Task prompt >> Work out the number of lines with the word "styles" in the material below, then reply with that number only.

____________________

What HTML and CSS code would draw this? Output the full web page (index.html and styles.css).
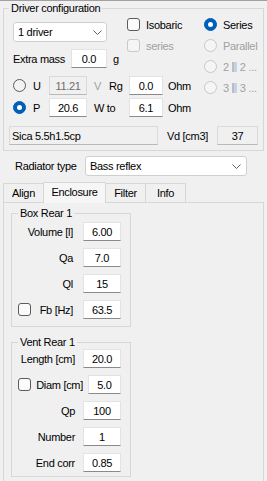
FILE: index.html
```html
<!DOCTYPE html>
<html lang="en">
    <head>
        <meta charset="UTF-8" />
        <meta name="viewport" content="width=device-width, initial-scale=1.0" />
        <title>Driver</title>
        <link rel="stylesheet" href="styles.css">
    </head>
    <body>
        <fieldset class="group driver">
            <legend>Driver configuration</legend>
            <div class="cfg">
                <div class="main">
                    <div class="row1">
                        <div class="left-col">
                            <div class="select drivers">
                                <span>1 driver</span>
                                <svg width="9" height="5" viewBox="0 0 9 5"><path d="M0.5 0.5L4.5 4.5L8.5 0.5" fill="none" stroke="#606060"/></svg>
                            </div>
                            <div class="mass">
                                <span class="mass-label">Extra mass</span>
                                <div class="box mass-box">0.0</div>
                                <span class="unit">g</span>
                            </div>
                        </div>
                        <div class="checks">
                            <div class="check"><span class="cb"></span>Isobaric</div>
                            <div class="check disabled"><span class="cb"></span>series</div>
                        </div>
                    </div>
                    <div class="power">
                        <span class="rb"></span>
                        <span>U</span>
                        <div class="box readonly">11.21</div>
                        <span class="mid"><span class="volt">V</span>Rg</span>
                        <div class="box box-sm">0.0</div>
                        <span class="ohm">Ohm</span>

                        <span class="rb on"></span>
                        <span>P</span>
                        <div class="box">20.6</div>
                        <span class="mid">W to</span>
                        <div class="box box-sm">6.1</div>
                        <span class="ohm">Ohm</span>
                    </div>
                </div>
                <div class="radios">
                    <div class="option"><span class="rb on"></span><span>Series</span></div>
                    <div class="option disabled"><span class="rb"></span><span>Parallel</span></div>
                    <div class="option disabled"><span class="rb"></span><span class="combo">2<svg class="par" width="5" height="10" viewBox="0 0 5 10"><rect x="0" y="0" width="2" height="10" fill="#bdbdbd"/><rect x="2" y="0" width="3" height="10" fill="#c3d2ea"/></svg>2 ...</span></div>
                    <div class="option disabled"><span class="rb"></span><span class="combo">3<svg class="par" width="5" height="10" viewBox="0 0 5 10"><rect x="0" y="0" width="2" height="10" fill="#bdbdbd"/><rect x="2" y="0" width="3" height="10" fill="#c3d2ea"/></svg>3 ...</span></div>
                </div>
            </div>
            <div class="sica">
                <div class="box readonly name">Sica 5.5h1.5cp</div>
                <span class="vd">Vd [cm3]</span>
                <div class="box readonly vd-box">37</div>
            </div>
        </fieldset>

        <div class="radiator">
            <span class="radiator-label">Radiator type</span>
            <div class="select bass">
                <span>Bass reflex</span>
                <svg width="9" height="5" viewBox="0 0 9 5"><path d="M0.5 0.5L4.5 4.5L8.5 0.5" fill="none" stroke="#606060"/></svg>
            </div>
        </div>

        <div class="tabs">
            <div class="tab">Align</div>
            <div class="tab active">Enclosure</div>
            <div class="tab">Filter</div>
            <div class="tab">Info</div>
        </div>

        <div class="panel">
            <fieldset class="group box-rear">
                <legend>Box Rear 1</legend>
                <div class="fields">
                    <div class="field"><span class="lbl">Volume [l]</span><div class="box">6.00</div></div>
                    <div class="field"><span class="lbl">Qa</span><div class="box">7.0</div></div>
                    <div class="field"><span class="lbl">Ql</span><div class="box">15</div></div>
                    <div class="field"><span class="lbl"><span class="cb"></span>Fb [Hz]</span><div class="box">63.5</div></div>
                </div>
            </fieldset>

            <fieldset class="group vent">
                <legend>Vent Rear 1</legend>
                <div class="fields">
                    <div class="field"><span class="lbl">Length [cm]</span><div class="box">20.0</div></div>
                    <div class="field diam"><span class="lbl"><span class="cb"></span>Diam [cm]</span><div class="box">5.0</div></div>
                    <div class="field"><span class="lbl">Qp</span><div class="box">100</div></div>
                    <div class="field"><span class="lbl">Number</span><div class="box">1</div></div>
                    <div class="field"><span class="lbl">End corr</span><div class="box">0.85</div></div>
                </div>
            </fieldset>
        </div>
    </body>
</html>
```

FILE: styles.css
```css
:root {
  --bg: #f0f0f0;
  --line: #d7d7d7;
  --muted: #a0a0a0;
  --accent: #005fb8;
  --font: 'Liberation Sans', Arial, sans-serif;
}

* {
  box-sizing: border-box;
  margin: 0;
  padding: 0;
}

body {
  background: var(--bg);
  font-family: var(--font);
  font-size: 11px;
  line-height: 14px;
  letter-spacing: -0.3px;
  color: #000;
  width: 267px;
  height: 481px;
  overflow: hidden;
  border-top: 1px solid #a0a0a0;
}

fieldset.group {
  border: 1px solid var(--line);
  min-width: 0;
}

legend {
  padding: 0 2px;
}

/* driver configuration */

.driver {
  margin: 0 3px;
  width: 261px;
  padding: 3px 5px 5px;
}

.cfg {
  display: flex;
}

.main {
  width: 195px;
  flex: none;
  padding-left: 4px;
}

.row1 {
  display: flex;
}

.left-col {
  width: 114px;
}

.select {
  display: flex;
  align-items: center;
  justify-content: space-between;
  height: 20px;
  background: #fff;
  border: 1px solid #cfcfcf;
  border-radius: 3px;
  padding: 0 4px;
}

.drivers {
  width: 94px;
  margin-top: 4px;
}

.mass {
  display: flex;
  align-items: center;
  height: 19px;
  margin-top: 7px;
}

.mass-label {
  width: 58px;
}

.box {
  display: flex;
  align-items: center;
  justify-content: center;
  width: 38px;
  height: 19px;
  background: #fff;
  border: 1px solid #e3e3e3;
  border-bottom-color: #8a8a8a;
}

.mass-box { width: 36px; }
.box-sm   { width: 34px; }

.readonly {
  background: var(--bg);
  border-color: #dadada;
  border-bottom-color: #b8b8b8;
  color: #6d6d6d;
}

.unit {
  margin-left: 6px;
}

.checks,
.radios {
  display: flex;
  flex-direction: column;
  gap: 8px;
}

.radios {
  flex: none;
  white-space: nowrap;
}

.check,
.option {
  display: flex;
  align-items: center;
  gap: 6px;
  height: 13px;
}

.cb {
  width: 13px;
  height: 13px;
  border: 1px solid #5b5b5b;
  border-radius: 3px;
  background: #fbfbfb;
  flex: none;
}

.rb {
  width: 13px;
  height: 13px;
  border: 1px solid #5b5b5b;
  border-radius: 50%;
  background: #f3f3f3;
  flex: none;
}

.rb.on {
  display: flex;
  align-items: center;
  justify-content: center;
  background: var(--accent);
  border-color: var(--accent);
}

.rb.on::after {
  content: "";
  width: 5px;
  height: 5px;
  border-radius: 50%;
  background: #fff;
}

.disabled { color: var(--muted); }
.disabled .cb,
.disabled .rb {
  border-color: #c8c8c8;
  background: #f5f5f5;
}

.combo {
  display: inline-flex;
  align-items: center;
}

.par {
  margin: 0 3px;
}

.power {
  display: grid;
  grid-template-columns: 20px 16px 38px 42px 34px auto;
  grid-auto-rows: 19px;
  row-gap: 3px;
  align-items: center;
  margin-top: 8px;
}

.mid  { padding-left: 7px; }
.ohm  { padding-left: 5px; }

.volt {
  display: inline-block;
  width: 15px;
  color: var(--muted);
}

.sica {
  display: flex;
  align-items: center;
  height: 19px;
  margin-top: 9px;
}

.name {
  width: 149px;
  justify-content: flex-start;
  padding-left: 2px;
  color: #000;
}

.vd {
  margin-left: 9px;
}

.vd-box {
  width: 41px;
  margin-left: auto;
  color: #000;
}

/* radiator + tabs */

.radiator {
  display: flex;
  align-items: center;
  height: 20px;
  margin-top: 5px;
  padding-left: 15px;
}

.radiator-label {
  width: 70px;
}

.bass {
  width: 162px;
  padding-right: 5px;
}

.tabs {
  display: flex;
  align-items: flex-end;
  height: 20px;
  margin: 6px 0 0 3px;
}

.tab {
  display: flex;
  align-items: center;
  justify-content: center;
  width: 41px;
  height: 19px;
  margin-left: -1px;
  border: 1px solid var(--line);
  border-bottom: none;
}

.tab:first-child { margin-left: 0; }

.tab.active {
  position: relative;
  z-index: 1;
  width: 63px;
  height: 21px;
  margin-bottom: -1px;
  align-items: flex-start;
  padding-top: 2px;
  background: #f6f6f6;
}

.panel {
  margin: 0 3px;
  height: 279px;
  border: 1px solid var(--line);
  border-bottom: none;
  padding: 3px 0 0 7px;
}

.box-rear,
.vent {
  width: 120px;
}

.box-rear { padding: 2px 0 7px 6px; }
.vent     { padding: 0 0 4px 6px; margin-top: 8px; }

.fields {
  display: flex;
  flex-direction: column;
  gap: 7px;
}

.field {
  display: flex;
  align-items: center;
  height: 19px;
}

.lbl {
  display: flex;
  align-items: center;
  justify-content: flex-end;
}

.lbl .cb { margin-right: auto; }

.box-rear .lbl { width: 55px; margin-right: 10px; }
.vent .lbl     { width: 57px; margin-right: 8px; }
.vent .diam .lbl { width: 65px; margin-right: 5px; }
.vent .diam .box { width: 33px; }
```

____________________

Answer to this exercise >> 3